Another substantial portion, second, could be lent to coöperative and mutualist enterprises as ordinary debt (bond obligations) to support expansion of the enterprises (whether to buy equipment and facilities for manufacturing, or goods and commodities for consumption, etc.).

As for the rest, this may be surprising, but it is basically borrowed wealth that does not amount to that much. Well over two thirds of it in the United States, in effect, is canceled out by national debt.

At the end of June 2020, the national debt in the U.S. exceeded $26 trillion and was mounting at a stunning clip, up more than $3 trillion in the first six months of 2020. In total, that’s about $212,000 in debt per American taxpayer, or $80,000 per citizen.29

Our capital prosperity in this country is a figment of our national debt. If we think about capital accumulation holistically, the equity in private hands in the United States is offset by the collective debt we owe as a nation.

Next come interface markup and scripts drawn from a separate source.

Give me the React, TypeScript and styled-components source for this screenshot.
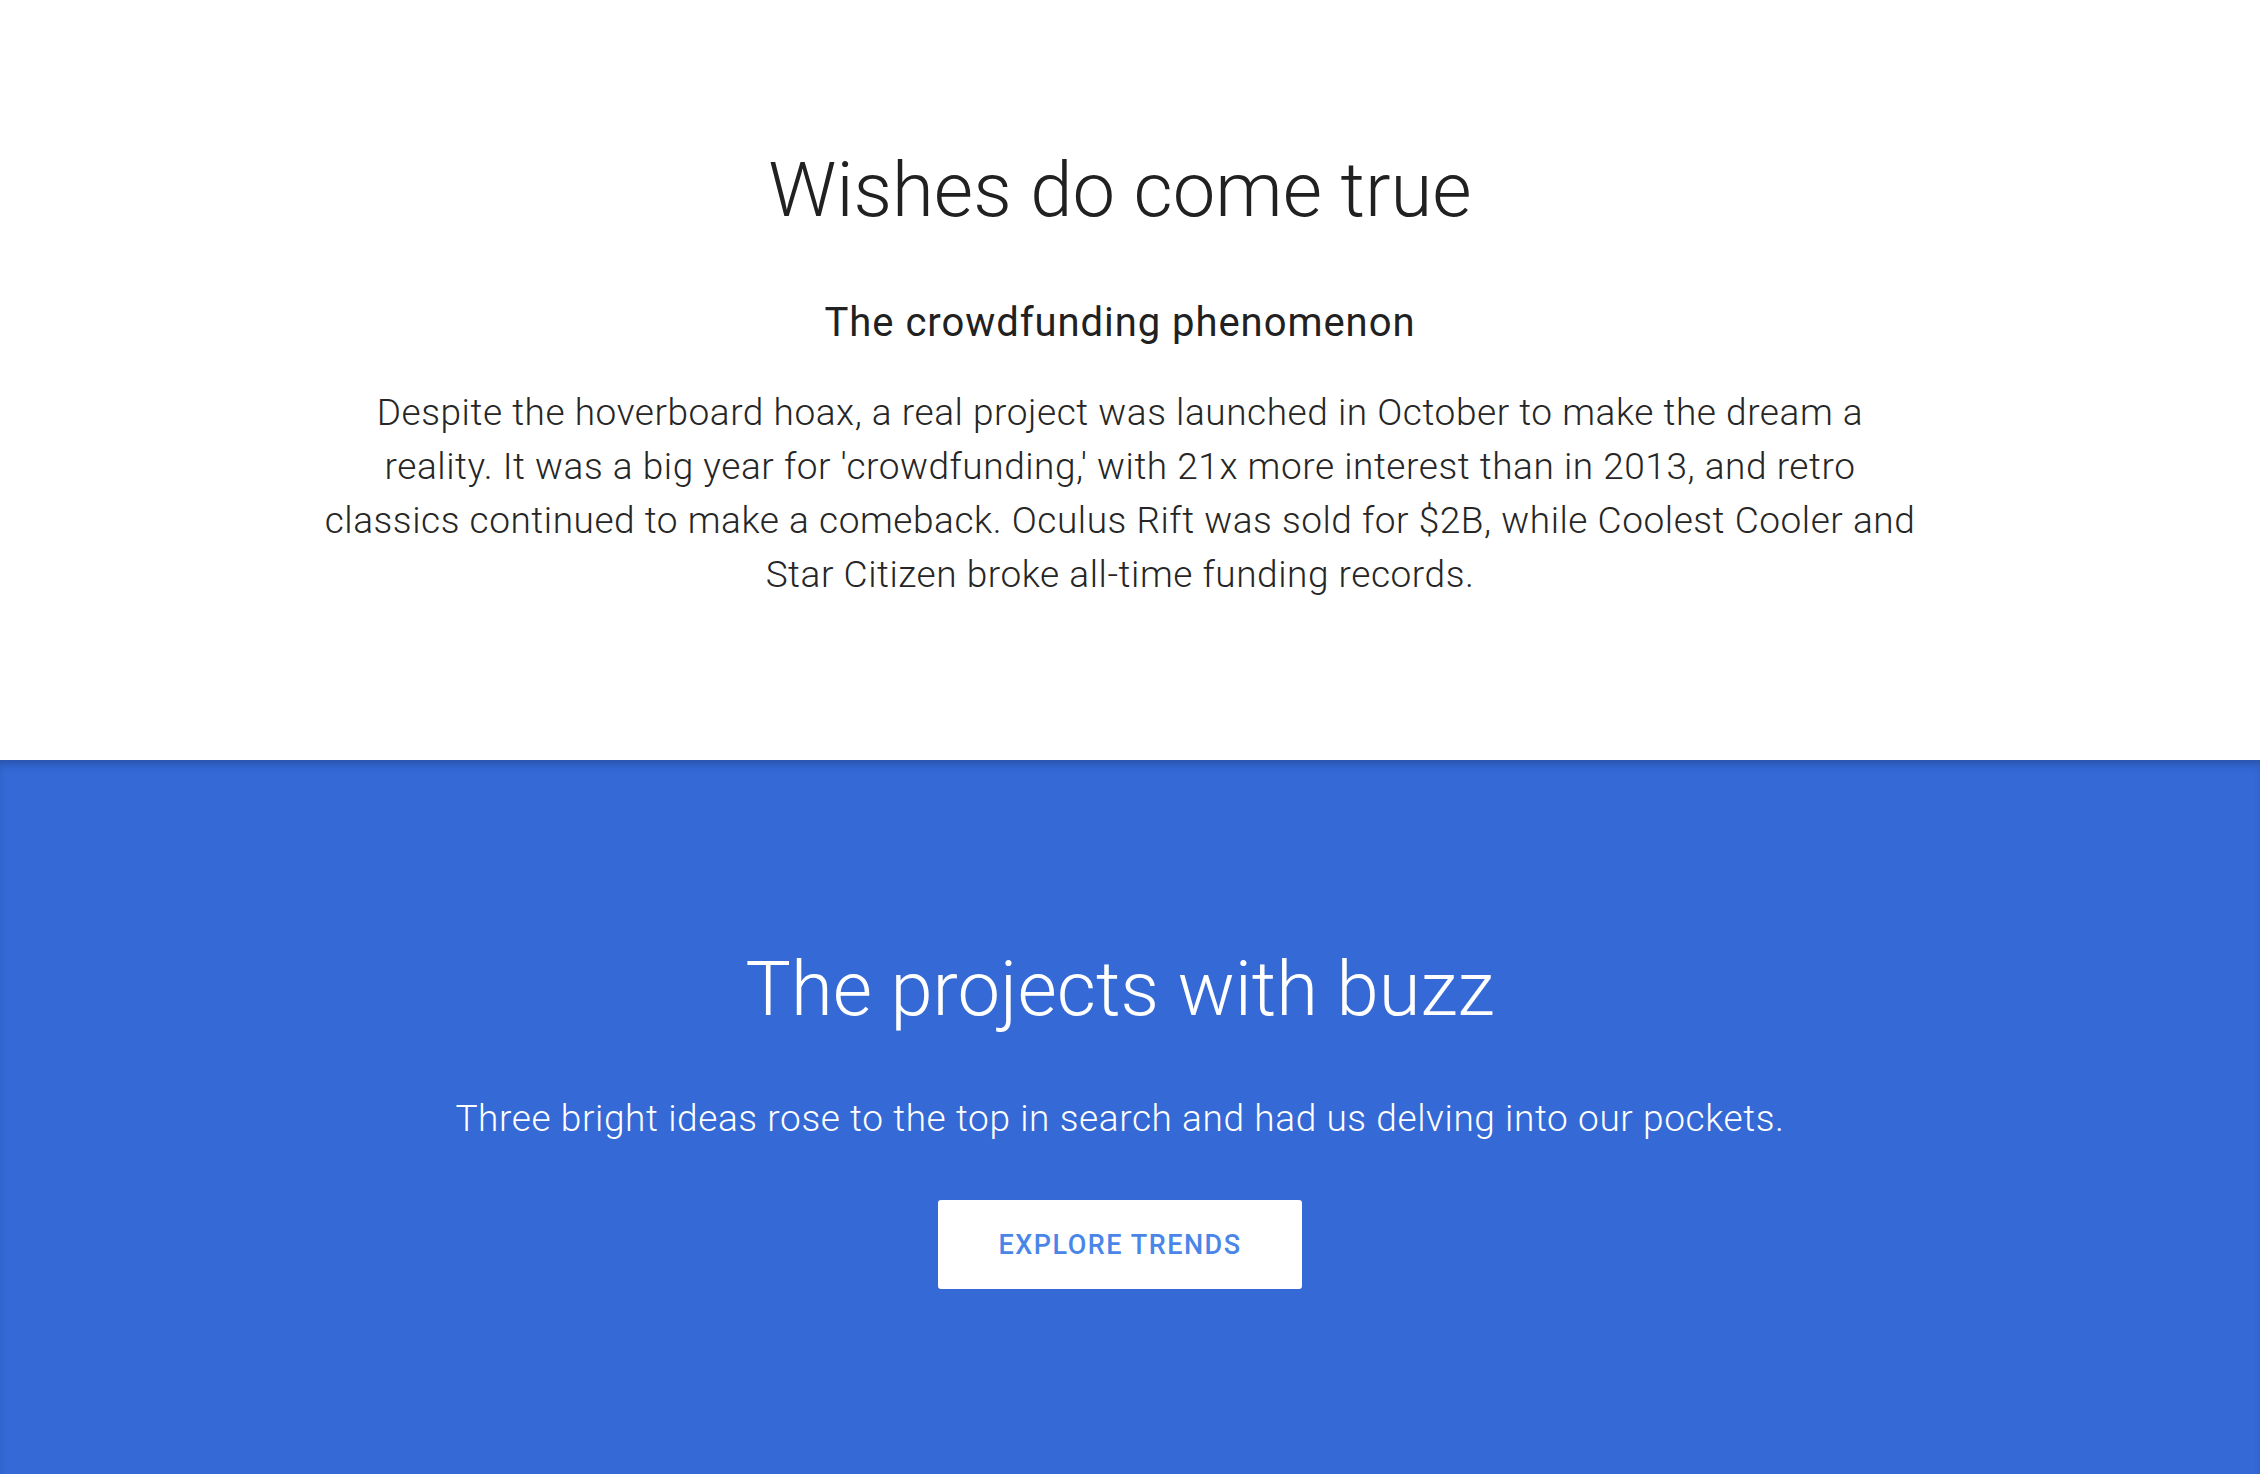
import React from "react";
import styled, { createGlobalStyle } from "styled-components";

const Global = createGlobalStyle`
  html, body { margin: 0; padding: 0; background: #ffffff; }
  body { font-family: Roboto, "Noto Sans", "Liberation Sans", sans-serif; -webkit-font-smoothing: antialiased; }
  * { box-sizing: border-box; }
`;

const Page = styled.div`
  display: flex;
  flex-direction: column;
  min-height: 1474px;
`;

const IntroSection = styled.section`
  display: flex;
  flex-direction: column;
  align-items: center;
  padding: 145px 20px 158px 0;
  background: #ffffff;
  color: #212121;
  text-align: center;
`;

const Heading = styled.h1<{ $light?: boolean }>`
  margin: 0;
  font-size: 76px;
  line-height: 90px;
  font-weight: 300;
  color: ${(p) => (p.$light ? "#ffffff" : "#212121")};
`;

const SubHeading = styled.h2`
  margin: 64px 0 0;
  font-size: 40px;
  line-height: 48px;
  font-weight: 400;
  letter-spacing: 0.95px;
`;

const Body = styled.p`
  margin: 39px 0 0;
  max-width: 1600px;
  font-size: 37px;
  line-height: 54px;
  font-weight: 300;
  letter-spacing: 0.55px;
  color: #262626;
`;

const BuzzSection = styled.section`
  flex: 1;
  display: flex;
  flex-direction: column;
  align-items: center;
  padding: 184px 20px 120px 0;
  background: #3469d6;
  box-shadow: inset 0 7px 8px -3px rgba(0, 0, 0, 0.22);
  text-align: center;
`;

const Lead = styled.p`
  margin: 58px 0 0;
  font-size: 37px;
  line-height: 54px;
  font-weight: 300;
  letter-spacing: 0.6px;
  color: #ffffff;
`;

const CtaButton = styled.button`
  margin-top: 54px;
  width: 364px;
  height: 89px;
  border: none;
  border-radius: 3px;
  background: #ffffff;
  color: #4a86e8;
  font-family: Roboto, "Noto Sans", "Liberation Sans", sans-serif;
  font-size: 27px;
  font-weight: 500;
  letter-spacing: 1.5px;
  text-transform: uppercase;
  cursor: pointer;
`;

export default function App() {
  return (
    <Page>
      <Global />
      <IntroSection>
        <Heading>Wishes do come true</Heading>
        <SubHeading>The crowdfunding phenomenon</SubHeading>
        <Body>
          Despite the hoverboard hoax, a real project was launched in October to make the dream a
          reality. It was a big year for 'crowdfunding,' with 21x more interest than in 2013, and retro
          classics continued to make a comeback. Oculus Rift was sold for $2B, while Coolest Cooler and
          Star Citizen broke all-time funding records.
        </Body>
      </IntroSection>
      <BuzzSection>
        <Heading $light>The projects with buzz</Heading>
        <Lead>Three bright ideas rose to the top in search and had us delving into our pockets.</Lead>
        <CtaButton>Explore Trends</CtaButton>
      </BuzzSection>
    </Page>
  );
}
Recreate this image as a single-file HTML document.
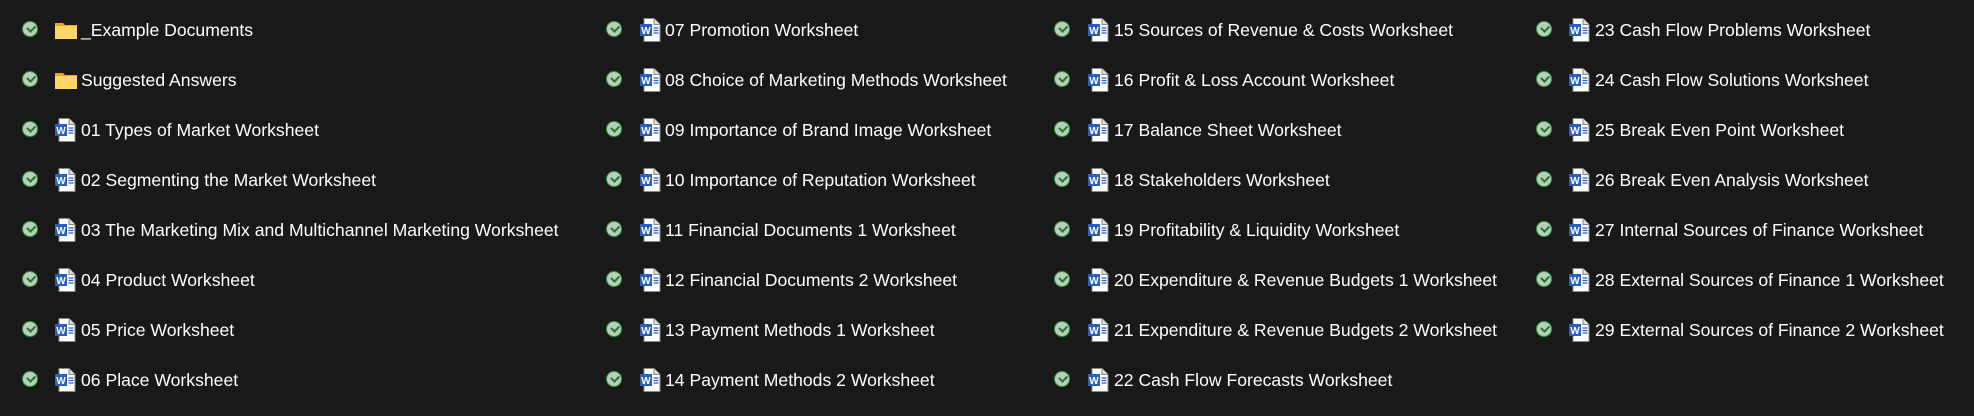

In effect, our prosperity, concentrated in the hands of the few, is nothing more than borrowed wealth.


How then could we eliminate capital?

Well, it is as easy as rewriting the laws of incorporation or revising the tax code. With a stroke of the pen, we could prohibit capital and mandate instead coöperationist corporate charters; or we could effectively disfavor capital to the benefit of coöperationist arrangements by, for example, taxing capital returns at a steeper capital gains rate.

Mechanically, the process of abolishing capital is simply a matter of repealing and replacing the law of corporations. Politically, it might be more complicated. It might even require a revolution. So be it.

We abolished human chattel property. We can abolish equity capital.


The Black Death—the plague epidemics of fourteenth century Europe—contributed to the demise of serfdom relations as a kind of property.

The Reconstruction Amendments brought about the end of another kind of property—human slavery.

Today, the COVID-19 pandemic has revealed the unsustainability of our extractive punitive society.

This is a day of reckoning. It is time to bring about the demise of another kind of property. It may not solve all the problems of injustice, but it will be one gigantic step in the right direction.

It is time to replace capital with coöperation. It is time to displace our extractive capitalism with a legal, political, and economic framework that favors coöperation and collaboration between those who create, invent, produce, make, work, labor, and serve others.

In the end, rather than corporations that extract capital for the few shareholders and managers, we need mutuals, coöperatives, unions, and non-profits that distribute the wealth they create widely to everyone in the shared enterprise—and continually guard against the gross disparities and inequalities, especially along racial lines, that now characterize our economy.